No caso do público haverá uma infinidade de formas de memória, desde o esquecimento rápido de um incómodo, por parte de quem não gostou da obra, o que sempre acontece, até uma sensação de ter estado presente no momento único que foi vivido e mesmo retido por alguns com grande intensidade. Esta disparidade, esta diversidade de recepções está sempre presente e verifica-se com todos os compositores e com todas as obras, apesar de convicções erróneas em contrário.

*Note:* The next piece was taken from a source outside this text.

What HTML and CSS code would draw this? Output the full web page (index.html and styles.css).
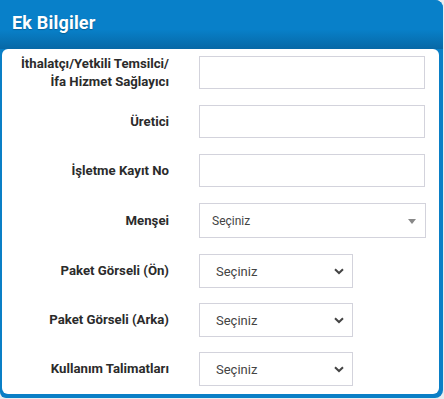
FILE: index.html
```html
<!DOCTYPE html>
<html lang="tr">
<head>
<meta charset="utf-8">
<meta name="viewport" content="width=device-width, initial-scale=1.0">
<link rel="stylesheet" href="styles.css">
</head>
<body>

  <div class="panel">
    <div class="panel-head">Ek Bilgiler</div>

    <div class="panel-body">
      <div class="row">
        <label class="row-label">İthalatçı/Yetkili Temsilci/<br>İfa Hizmet Sağlayıcı</label>
        <input class="field" type="text">
      </div>

      <div class="row">
        <label class="row-label">Üretici</label>
        <input class="field" type="text">
      </div>

      <div class="row">
        <label class="row-label">İşletme Kayıt No</label>
        <input class="field" type="text">
      </div>

      <div class="row row-combo">
        <label class="row-label">Menşei</label>
        <div class="combo">
          <span class="combo-text">Seçiniz</span>
          <span class="combo-caret"></span>
        </div>
      </div>

      <div class="row row-select">
        <label class="row-label">Paket Görseli (Ön)</label>
        <span class="select-wrap">
          <select class="select"><option>Seçiniz</option></select>
          <svg class="chevron" width="10" height="7" viewBox="0 0 10 7"><path d="M1 1.2 L5 5 L9 1.2" fill="none" stroke="#444" stroke-width="2"/></svg>
        </span>
      </div>

      <div class="row row-select">
        <label class="row-label">Paket Görseli (Arka)</label>
        <span class="select-wrap">
          <select class="select"><option>Seçiniz</option></select>
          <svg class="chevron" width="10" height="7" viewBox="0 0 10 7"><path d="M1 1.2 L5 5 L9 1.2" fill="none" stroke="#444" stroke-width="2"/></svg>
        </span>
      </div>

      <div class="row row-select">
        <label class="row-label">Kullanım Talimatları</label>
        <span class="select-wrap">
          <select class="select"><option>Seçiniz</option></select>
          <svg class="chevron" width="10" height="7" viewBox="0 0 10 7"><path d="M1 1.2 L5 5 L9 1.2" fill="none" stroke="#444" stroke-width="2"/></svg>
        </span>
      </div>
    </div>
  </div>

</body>
</html>
```

FILE: styles.css
```css
body {
  margin: 0;
  background-color: #e9ecef;
  font-family: Roboto, "Open Sans", sans-serif;
}

.panel {
  width: 443px;
  background-color: #0a7fc6;
  border-radius: 0 8px 8px 6px;
  padding: 0 4px 4px 2px;
  box-sizing: border-box;
}

.panel-head {
  height: 49px;
  margin: 0 -4px 0 -2px;
  padding: 12px 0 0 12px;
  box-sizing: border-box;
  background: linear-gradient(to bottom, #0880c9 0%, #0880c9 60%, #0768a6 100%);
  border-radius: 0 8px 0 0;
  color: #fff;
  font-size: 18px;
  font-weight: bold;
  letter-spacing: 0.2px;
  text-shadow: 0 1px 1px rgba(0, 0, 0, 0.25);
}

.panel-body {
  background-color: #fff;
  border-radius: 6px;
  padding: 7px 0 8px 0;
}

.row {
  display: flex;
  align-items: center;
  height: 33px;
  margin-bottom: 16px;
}

.row-combo {
  height: 35px;
}

.row-select {
  height: 34px;
  margin-bottom: 15px;
}

.row:last-child {
  margin-bottom: 0;
}

.row-label {
  width: 167px;
  margin-right: 30px;
  text-align: right;
  color: #2b2b2b;
  font-size: 13.2px;
  font-weight: bold;
  line-height: 18px;
}

.field {
  width: 226px;
  height: 33px;
  margin: 0;
  box-sizing: border-box;
  border: 1px solid #d3d3dc;
  border-radius: 0;
  background: #fff;
  outline: none;
}

.combo {
  position: relative;
  width: 227px;
  height: 35px;
  box-sizing: border-box;
  border: 1px solid #d3d3dc;
  display: flex;
  align-items: center;
  padding-left: 12px;
  font-size: 12px;
  color: #444;
}

.combo-caret {
  position: absolute;
  right: 9px;
  top: 15px;
  width: 0;
  height: 0;
  border-left: 4px solid transparent;
  border-right: 4px solid transparent;
  border-top: 5px solid #888;
}

.select-wrap {
  position: relative;
  display: inline-block;
}

.select {
  display: block;
  width: 154px;
  height: 34px;
  margin: 0;
  box-sizing: border-box;
  border: 1px solid #d3d3dc;
  border-radius: 0;
  background: #fff;
  padding: 0 0 0 16px;
  font-family: Roboto, "Open Sans", sans-serif;
  font-size: 13px;
  color: #444;
  -webkit-appearance: none;
  appearance: none;
  outline: none;
}

.chevron {
  position: absolute;
  right: 9px;
  top: 14px;
  pointer-events: none;
}
```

Regressando à frase de Aristóteles, não há forma de apagar aquele momento, aquele concerto, aquele dia. Uma vez acontecido, prossegue de acordo com as múltiplas formas da sua recepção e da sua memória. Tendo acontecido não há nenhuma possibilidade de não ter acontecido. O que haverá é toda uma prática social instalada que o valoriza ou desvaloriza, sendo importante sublinhar que, em todo o caso, este aspecto se coloca sempre no depois-do-evento, na sua relação ou não-relação como ele.
 
Por maior que seja a produção activa de inexistências que caracteriza muita da nossa vida cultural face ao trabalho dos artistas locais, facto empírico de séculos demonstrável, aqueles que fazem surgir as obras neste lugar, neste espaço de enunciação nacional, mesmo esse poderoso mecanismo social que torna irrelevante muito do nosso trabalho - afecta não apenas este artista, mas a maior parte deles em todas as expressões artísticas - não poderá ir além da sua não-consideração do evento. Não pode, nem esse mecanismo interiorizado, anulá-lo, apagá-lo, fazer com que não tenha acontecido depois de ter acontecido. Pode constituir-se como obstáculo em relação ao seu destino futuro, o que sucedeu muitas vezes no passado com muitos compositores portugueses e de outros países. Mas é esse o seu grande limite e a sua incapacidade: nunca conseguirá alterar o vivido dos muitos Seres-o-aí. Esses dispositivos fazem parte de uma outra esfera da actividade social: o da política geocultural que não era o tema deste texto.